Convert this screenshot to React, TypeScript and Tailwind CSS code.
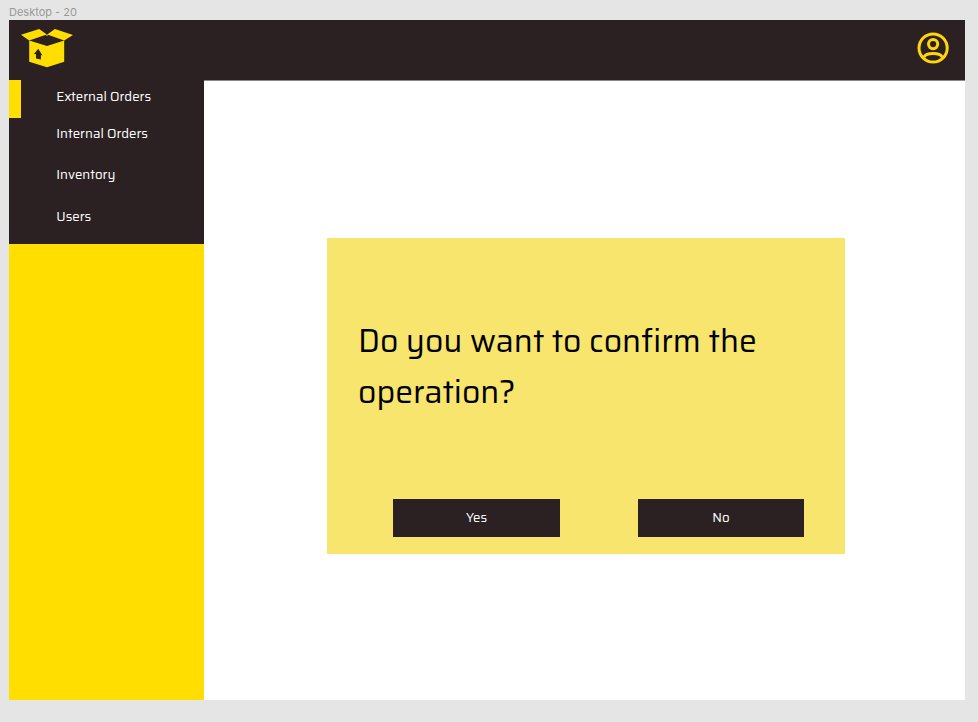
import React from "react";

function BoxLogo() {
  return (
    <svg width="52" height="40" viewBox="21 28 52 40" className="block" fill="#ffde00">
      <path d="M21 34.8L39.2 29L46.8 34.6L29.2 40.6Z" />
      <path d="M73 34.9L54.9 29L47.2 34.6L64.2 40.6Z" />
      <path d="M45.6 34.8H48.4L47 35.9Z" />
      <path d="M29.2 40.4L47 46L64.2 40.4V61.8L47 67.2L29.2 61.8Z" />
      <path fill="#2b2122" d="M38.2 48.8L42.5 55.4L40.9 55.1V59.6L36 58.6V54L33.8 54.2Z" />
    </svg>
  );
}

function AccountIcon() {
  return (
    <svg width="32" height="32" viewBox="917 32 32 32" className="block" fill="none" stroke="#ffd60a" strokeWidth="3">
      <circle cx="933.1" cy="48" r="14.1" />
      <circle cx="933.1" cy="44.1" r="4.6" />
      <path d="M923.8 57.2C926.5 52.4 939.7 52.4 942.4 57.2" />
    </svg>
  );
}

const items = [
  { label: "External Orders", cls: "h-[34px]" },
  { label: "Internal Orders", cls: "h-[39px]" },
  { label: "Inventory", cls: "h-[44px]" },
  { label: "Users", cls: "h-[39px]" },
];

export default function App() {
  return (
    <div className="h-[722px] w-[978px] overflow-hidden bg-[#e5e5e5] pl-[9px] font-['Saira','Roboto',sans-serif]">
      <div className="h-[20px] pt-[5px] font-['Inter',sans-serif] text-[11px] leading-[14px] text-[#999999]">
        Desktop - 20
      </div>
      <div className="flex h-[680px] w-[956px] flex-col bg-white">
        <header className="flex h-[60px] shrink-0 items-start justify-between bg-[#2b2122] pt-[8px] pr-[16px] pl-[12px]">
          <BoxLogo />
          <div className="pt-[4px]">
            <AccountIcon />
          </div>
        </header>
        <div className="flex flex-1">
          <aside className="w-[195px] bg-[#ffde00]">
            <div className="flex h-[164px] bg-[#2b2122]">
              <div className="h-[38px] w-[12px] bg-[#ffde00]" />
              <nav className="pl-[35.3px] text-[13.25px] text-white">
                {items.map((i) => (
                  <div key={i.label} className={`flex items-center whitespace-nowrap ${i.cls}`}>
                    {i.label}
                  </div>
                ))}
              </nav>
            </div>
          </aside>
          <main className="flex-1 border-t border-[#8c8788] pt-[157px] pl-[123px]">
            <section className="h-[316px] w-[518px] bg-[#f8e56d] pt-[78px]">
              <h1 className="pl-[31px] text-[31.9px] leading-[50.5px] text-black">
                <div className="whitespace-nowrap">Do you want to confirm the</div>
                <div>operation?</div>
              </h1>
              <div className="flex gap-[78px] pt-[82px] pl-[66px] text-[13.25px] text-white">
                <button className="h-[38px] w-[167px] bg-[#2b2122]">Yes</button>
                <button className="h-[38px] w-[166px] bg-[#2b2122]">No</button>
              </div>
            </section>
          </main>
        </div>
      </div>
    </div>
  );
}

◆ ◆ ◆ ◆ ◆ ◆ ◆

▸ **Objective**
Omit the pictures, then repeat exactly each line from the beginning of the listing through the line with "import React from".

▸ **Output of the exercise**
Convert this screenshot to React, TypeScript and Tailwind CSS code.
import React from "react";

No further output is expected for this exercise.